:: Given exercise ::
Your task is to repeat all of the data exactly while excluding the pictures.

:: Data provided ::

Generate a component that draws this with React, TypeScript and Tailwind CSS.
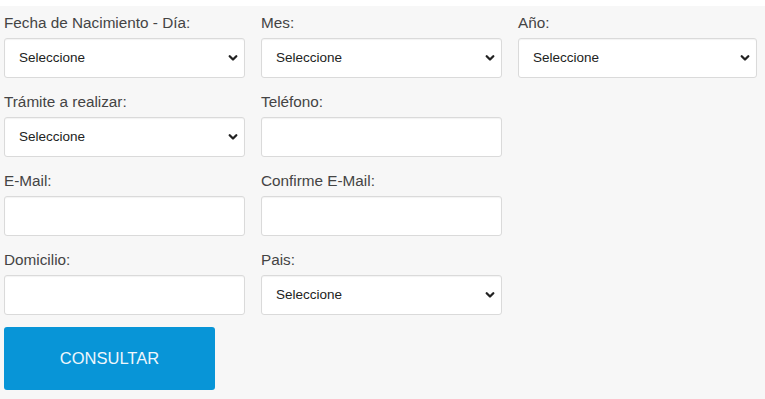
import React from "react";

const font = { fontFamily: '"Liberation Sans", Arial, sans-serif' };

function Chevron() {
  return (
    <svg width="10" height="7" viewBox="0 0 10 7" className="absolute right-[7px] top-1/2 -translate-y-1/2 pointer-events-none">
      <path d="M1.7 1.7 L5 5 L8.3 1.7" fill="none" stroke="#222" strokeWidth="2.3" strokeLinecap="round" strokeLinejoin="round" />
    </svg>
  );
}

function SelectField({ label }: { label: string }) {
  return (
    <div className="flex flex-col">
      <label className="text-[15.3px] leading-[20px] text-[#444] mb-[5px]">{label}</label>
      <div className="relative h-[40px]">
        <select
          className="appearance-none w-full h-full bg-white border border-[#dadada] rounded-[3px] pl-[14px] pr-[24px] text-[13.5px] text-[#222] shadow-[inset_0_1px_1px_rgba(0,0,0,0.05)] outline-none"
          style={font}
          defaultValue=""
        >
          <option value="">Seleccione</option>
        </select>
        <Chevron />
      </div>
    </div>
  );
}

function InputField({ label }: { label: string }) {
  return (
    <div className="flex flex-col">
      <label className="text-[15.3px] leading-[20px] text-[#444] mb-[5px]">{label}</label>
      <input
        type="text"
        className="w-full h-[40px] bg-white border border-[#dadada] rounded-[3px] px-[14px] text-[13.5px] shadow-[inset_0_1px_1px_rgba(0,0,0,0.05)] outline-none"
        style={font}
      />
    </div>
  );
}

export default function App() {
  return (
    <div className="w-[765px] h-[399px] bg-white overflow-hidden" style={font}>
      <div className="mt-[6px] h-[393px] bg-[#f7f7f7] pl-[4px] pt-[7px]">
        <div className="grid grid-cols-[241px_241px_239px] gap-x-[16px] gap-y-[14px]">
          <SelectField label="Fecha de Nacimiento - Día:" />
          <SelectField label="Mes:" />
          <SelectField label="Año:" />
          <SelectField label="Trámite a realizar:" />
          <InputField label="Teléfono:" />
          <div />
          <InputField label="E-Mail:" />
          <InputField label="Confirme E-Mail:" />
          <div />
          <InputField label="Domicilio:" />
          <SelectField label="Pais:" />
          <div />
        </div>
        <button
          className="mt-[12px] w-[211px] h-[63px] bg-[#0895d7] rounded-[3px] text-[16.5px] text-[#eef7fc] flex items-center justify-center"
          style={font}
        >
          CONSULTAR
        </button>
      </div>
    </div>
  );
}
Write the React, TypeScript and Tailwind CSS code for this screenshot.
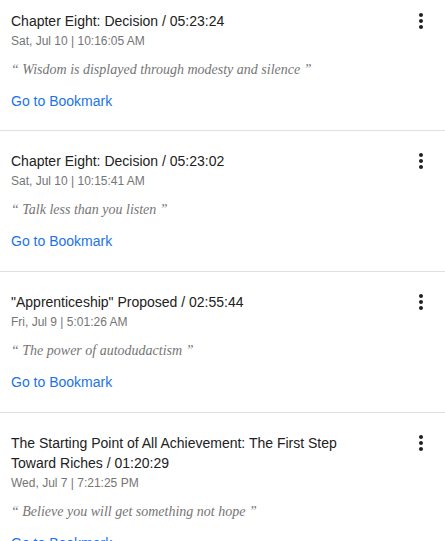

:: Correct output ::
Generate a component that draws this with React, TypeScript and Tailwind CSS.
import React from "react";

const font = { fontFamily: '"Liberation Sans", Arial, sans-serif' };

function Chevron() {
  return (
    <svg width="10" height="7" viewBox="0 0 10 7" className="absolute right-[7px] top-1/2 -translate-y-1/2 pointer-events-none">
      <path d="M1.7 1.7 L5 5 L8.3 1.7" fill="none" stroke="#222" strokeWidth="2.3" strokeLinecap="round" strokeLinejoin="round" />
    </svg>
  );
}

function SelectField({ label }: { label: string }) {
  return (
    <div className="flex flex-col">
      <label className="text-[15.3px] leading-[20px] text-[#444] mb-[5px]">{label}</label>
      <div className="relative h-[40px]">
        <select
          className="appearance-none w-full h-full bg-white border border-[#dadada] rounded-[3px] pl-[14px] pr-[24px] text-[13.5px] text-[#222] shadow-[inset_0_1px_1px_rgba(0,0,0,0.05)] outline-none"
          style={font}
          defaultValue=""
        >
          <option value="">Seleccione</option>
        </select>
        <Chevron />
      </div>
    </div>
  );
}

function InputField({ label }: { label: string }) {
  return (
    <div className="flex flex-col">
      <label className="text-[15.3px] leading-[20px] text-[#444] mb-[5px]">{label}</label>
      <input
        type="text"
        className="w-full h-[40px] bg-white border border-[#dadada] rounded-[3px] px-[14px] text-[13.5px] shadow-[inset_0_1px_1px_rgba(0,0,0,0.05)] outline-none"
        style={font}
      />
    </div>
  );
}

export default function App() {
  return (
    <div className="w-[765px] h-[399px] bg-white overflow-hidden" style={font}>
      <div className="mt-[6px] h-[393px] bg-[#f7f7f7] pl-[4px] pt-[7px]">
        <div className="grid grid-cols-[241px_241px_239px] gap-x-[16px] gap-y-[14px]">
          <SelectField label="Fecha de Nacimiento - Día:" />
          <SelectField label="Mes:" />
          <SelectField label="Año:" />
          <SelectField label="Trámite a realizar:" />
          <InputField label="Teléfono:" />
          <div />
          <InputField label="E-Mail:" />
          <InputField label="Confirme E-Mail:" />
          <div />
          <InputField label="Domicilio:" />
          <SelectField label="Pais:" />
          <div />
        </div>
        <button
          className="mt-[12px] w-[211px] h-[63px] bg-[#0895d7] rounded-[3px] text-[16.5px] text-[#eef7fc] flex items-center justify-center"
          style={font}
        >
          CONSULTAR
        </button>
      </div>
    </div>
  );
}
Write the React, TypeScript and Tailwind CSS code for this screenshot.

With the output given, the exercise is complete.